■ Material provided:
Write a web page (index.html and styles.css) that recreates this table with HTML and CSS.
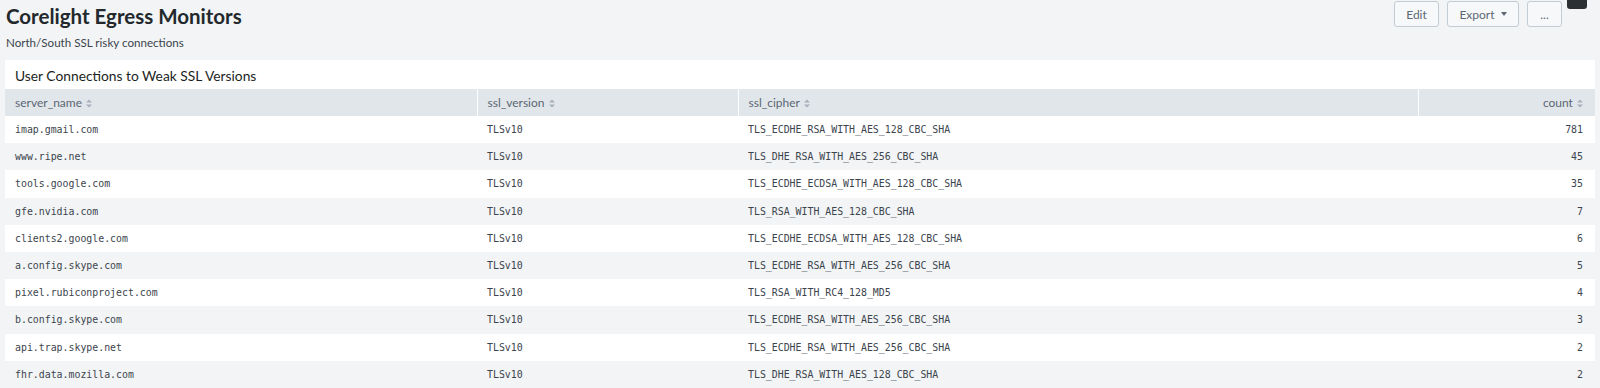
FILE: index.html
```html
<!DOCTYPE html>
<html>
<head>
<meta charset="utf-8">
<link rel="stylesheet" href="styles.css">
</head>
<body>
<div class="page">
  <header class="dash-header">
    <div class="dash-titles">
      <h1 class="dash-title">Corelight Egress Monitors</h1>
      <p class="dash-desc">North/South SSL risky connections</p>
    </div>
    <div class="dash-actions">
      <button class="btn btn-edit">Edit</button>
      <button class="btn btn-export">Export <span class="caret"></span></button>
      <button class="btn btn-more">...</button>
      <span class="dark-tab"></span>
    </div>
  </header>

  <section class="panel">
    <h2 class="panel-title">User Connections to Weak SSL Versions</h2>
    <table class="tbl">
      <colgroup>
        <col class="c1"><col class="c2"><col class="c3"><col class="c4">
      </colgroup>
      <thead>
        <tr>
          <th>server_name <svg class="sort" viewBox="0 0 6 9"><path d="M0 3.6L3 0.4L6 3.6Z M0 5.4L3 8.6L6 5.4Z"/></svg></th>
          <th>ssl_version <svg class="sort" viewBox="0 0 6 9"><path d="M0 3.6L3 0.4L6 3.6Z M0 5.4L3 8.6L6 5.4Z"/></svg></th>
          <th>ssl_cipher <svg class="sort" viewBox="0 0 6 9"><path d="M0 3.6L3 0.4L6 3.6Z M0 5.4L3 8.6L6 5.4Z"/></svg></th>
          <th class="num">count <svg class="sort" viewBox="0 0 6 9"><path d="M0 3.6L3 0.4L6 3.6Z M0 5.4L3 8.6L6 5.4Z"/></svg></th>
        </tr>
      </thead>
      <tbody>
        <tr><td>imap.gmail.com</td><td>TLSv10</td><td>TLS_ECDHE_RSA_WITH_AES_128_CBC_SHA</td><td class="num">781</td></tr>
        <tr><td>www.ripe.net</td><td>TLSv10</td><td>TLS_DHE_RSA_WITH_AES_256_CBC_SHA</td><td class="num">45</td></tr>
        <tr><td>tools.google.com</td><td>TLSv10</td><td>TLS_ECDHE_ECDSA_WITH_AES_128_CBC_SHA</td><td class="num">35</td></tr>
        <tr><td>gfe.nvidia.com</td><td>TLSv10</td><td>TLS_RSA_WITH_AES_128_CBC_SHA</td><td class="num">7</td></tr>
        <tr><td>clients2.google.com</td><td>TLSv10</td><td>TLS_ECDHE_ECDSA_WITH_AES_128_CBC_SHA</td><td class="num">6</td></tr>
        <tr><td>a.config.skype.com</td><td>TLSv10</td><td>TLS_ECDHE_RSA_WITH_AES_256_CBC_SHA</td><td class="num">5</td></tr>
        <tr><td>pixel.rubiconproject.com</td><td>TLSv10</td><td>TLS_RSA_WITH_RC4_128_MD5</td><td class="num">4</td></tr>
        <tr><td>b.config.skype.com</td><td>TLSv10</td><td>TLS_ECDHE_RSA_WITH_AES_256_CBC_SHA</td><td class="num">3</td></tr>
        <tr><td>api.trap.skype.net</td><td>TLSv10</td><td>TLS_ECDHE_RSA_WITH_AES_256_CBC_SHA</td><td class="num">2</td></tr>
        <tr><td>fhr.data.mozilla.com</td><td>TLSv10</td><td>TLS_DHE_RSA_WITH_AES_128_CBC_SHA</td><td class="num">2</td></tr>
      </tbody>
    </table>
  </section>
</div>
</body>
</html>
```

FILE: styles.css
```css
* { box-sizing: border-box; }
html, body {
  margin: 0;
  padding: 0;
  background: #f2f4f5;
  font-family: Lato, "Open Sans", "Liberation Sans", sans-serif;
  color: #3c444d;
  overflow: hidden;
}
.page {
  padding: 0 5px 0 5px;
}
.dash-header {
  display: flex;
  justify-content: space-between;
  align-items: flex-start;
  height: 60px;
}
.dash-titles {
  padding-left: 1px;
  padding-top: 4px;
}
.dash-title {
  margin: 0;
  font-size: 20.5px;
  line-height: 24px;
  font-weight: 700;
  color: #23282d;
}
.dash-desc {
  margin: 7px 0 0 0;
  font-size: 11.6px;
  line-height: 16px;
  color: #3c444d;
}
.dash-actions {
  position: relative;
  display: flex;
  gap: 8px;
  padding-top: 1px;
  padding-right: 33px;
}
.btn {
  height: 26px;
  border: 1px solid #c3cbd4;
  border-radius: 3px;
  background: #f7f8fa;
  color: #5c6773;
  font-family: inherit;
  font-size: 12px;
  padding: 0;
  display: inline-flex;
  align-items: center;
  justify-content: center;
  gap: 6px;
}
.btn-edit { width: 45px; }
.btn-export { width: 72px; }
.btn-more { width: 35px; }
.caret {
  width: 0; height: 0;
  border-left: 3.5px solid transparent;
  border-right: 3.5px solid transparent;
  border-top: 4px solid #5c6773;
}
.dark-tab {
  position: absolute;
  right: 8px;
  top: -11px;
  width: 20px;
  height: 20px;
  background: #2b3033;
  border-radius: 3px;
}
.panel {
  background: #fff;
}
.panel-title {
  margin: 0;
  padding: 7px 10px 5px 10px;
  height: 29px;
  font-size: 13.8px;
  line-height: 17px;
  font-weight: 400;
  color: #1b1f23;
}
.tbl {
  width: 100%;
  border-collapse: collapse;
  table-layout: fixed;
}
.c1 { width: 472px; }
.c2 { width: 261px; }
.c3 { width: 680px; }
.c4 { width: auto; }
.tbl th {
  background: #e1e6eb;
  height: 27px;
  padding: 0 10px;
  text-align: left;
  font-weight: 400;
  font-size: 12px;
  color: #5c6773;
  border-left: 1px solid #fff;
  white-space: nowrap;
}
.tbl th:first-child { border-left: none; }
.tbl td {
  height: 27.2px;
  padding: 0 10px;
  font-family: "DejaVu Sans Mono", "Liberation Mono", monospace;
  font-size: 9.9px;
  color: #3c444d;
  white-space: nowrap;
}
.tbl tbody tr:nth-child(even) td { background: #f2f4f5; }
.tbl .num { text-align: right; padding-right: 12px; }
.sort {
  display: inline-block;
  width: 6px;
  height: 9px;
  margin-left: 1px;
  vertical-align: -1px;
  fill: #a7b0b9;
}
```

■ Exercise description:
Omitting all images, print the listing exactly.

■ The answer:
Write a web page (index.html and styles.css) that recreates this table with HTML and CSS.
FILE: index.html
```html
<!DOCTYPE html>
<html>
<head>
<meta charset="utf-8">
<link rel="stylesheet" href="styles.css">
</head>
<body>
<div class="page">
  <header class="dash-header">
    <div class="dash-titles">
      <h1 class="dash-title">Corelight Egress Monitors</h1>
      <p class="dash-desc">North/South SSL risky connections</p>
    </div>
    <div class="dash-actions">
      <button class="btn btn-edit">Edit</button>
      <button class="btn btn-export">Export <span class="caret"></span></button>
      <button class="btn btn-more">...</button>
      <span class="dark-tab"></span>
    </div>
  </header>

  <section class="panel">
    <h2 class="panel-title">User Connections to Weak SSL Versions</h2>
    <table class="tbl">
      <colgroup>
        <col class="c1"><col class="c2"><col class="c3"><col class="c4">
      </colgroup>
      <thead>
        <tr>
          <th>server_name <svg class="sort" viewBox="0 0 6 9"><path d="M0 3.6L3 0.4L6 3.6Z M0 5.4L3 8.6L6 5.4Z"/></svg></th>
          <th>ssl_version <svg class="sort" viewBox="0 0 6 9"><path d="M0 3.6L3 0.4L6 3.6Z M0 5.4L3 8.6L6 5.4Z"/></svg></th>
          <th>ssl_cipher <svg class="sort" viewBox="0 0 6 9"><path d="M0 3.6L3 0.4L6 3.6Z M0 5.4L3 8.6L6 5.4Z"/></svg></th>
          <th class="num">count <svg class="sort" viewBox="0 0 6 9"><path d="M0 3.6L3 0.4L6 3.6Z M0 5.4L3 8.6L6 5.4Z"/></svg></th>
        </tr>
      </thead>
      <tbody>
        <tr><td>imap.gmail.com</td><td>TLSv10</td><td>TLS_ECDHE_RSA_WITH_AES_128_CBC_SHA</td><td class="num">781</td></tr>
        <tr><td>www.ripe.net</td><td>TLSv10</td><td>TLS_DHE_RSA_WITH_AES_256_CBC_SHA</td><td class="num">45</td></tr>
        <tr><td>tools.google.com</td><td>TLSv10</td><td>TLS_ECDHE_ECDSA_WITH_AES_128_CBC_SHA</td><td class="num">35</td></tr>
        <tr><td>gfe.nvidia.com</td><td>TLSv10</td><td>TLS_RSA_WITH_AES_128_CBC_SHA</td><td class="num">7</td></tr>
        <tr><td>clients2.google.com</td><td>TLSv10</td><td>TLS_ECDHE_ECDSA_WITH_AES_128_CBC_SHA</td><td class="num">6</td></tr>
        <tr><td>a.config.skype.com</td><td>TLSv10</td><td>TLS_ECDHE_RSA_WITH_AES_256_CBC_SHA</td><td class="num">5</td></tr>
        <tr><td>pixel.rubiconproject.com</td><td>TLSv10</td><td>TLS_RSA_WITH_RC4_128_MD5</td><td class="num">4</td></tr>
        <tr><td>b.config.skype.com</td><td>TLSv10</td><td>TLS_ECDHE_RSA_WITH_AES_256_CBC_SHA</td><td class="num">3</td></tr>
        <tr><td>api.trap.skype.net</td><td>TLSv10</td><td>TLS_ECDHE_RSA_WITH_AES_256_CBC_SHA</td><td class="num">2</td></tr>
        <tr><td>fhr.data.mozilla.com</td><td>TLSv10</td><td>TLS_DHE_RSA_WITH_AES_128_CBC_SHA</td><td class="num">2</td></tr>
      </tbody>
    </table>
  </section>
</div>
</body>
</html>
```

FILE: styles.css
```css
* { box-sizing: border-box; }
html, body {
  margin: 0;
  padding: 0;
  background: #f2f4f5;
  font-family: Lato, "Open Sans", "Liberation Sans", sans-serif;
  color: #3c444d;
  overflow: hidden;
}
.page {
  padding: 0 5px 0 5px;
}
.dash-header {
  display: flex;
  justify-content: space-between;
  align-items: flex-start;
  height: 60px;
}
.dash-titles {
  padding-left: 1px;
  padding-top: 4px;
}
.dash-title {
  margin: 0;
  font-size: 20.5px;
  line-height: 24px;
  font-weight: 700;
  color: #23282d;
}
.dash-desc {
  margin: 7px 0 0 0;
  font-size: 11.6px;
  line-height: 16px;
  color: #3c444d;
}
.dash-actions {
  position: relative;
  display: flex;
  gap: 8px;
  padding-top: 1px;
  padding-right: 33px;
}
.btn {
  height: 26px;
  border: 1px solid #c3cbd4;
  border-radius: 3px;
  background: #f7f8fa;
  color: #5c6773;
  font-family: inherit;
  font-size: 12px;
  padding: 0;
  display: inline-flex;
  align-items: center;
  justify-content: center;
  gap: 6px;
}
.btn-edit { width: 45px; }
.btn-export { width: 72px; }
.btn-more { width: 35px; }
.caret {
  width: 0; height: 0;
  border-left: 3.5px solid transparent;
  border-right: 3.5px solid transparent;
  border-top: 4px solid #5c6773;
}
.dark-tab {
  position: absolute;
  right: 8px;
  top: -11px;
  width: 20px;
  height: 20px;
  background: #2b3033;
  border-radius: 3px;
}
.panel {
  background: #fff;
}
.panel-title {
  margin: 0;
  padding: 7px 10px 5px 10px;
  height: 29px;
  font-size: 13.8px;
  line-height: 17px;
  font-weight: 400;
  color: #1b1f23;
}
.tbl {
  width: 100%;
  border-collapse: collapse;
  table-layout: fixed;
}
.c1 { width: 472px; }
.c2 { width: 261px; }
.c3 { width: 680px; }
.c4 { width: auto; }
.tbl th {
  background: #e1e6eb;
  height: 27px;
  padding: 0 10px;
  text-align: left;
  font-weight: 400;
  font-size: 12px;
  color: #5c6773;
  border-left: 1px solid #fff;
  white-space: nowrap;
}
.tbl th:first-child { border-left: none; }
.tbl td {
  height: 27.2px;
  padding: 0 10px;
  font-family: "DejaVu Sans Mono", "Liberation Mono", monospace;
  font-size: 9.9px;
  color: #3c444d;
  white-space: nowrap;
}
.tbl tbody tr:nth-child(even) td { background: #f2f4f5; }
.tbl .num { text-align: right; padding-right: 12px; }
.sort {
  display: inline-block;
  width: 6px;
  height: 9px;
  margin-left: 1px;
  vertical-align: -1px;
  fill: #a7b0b9;
}
```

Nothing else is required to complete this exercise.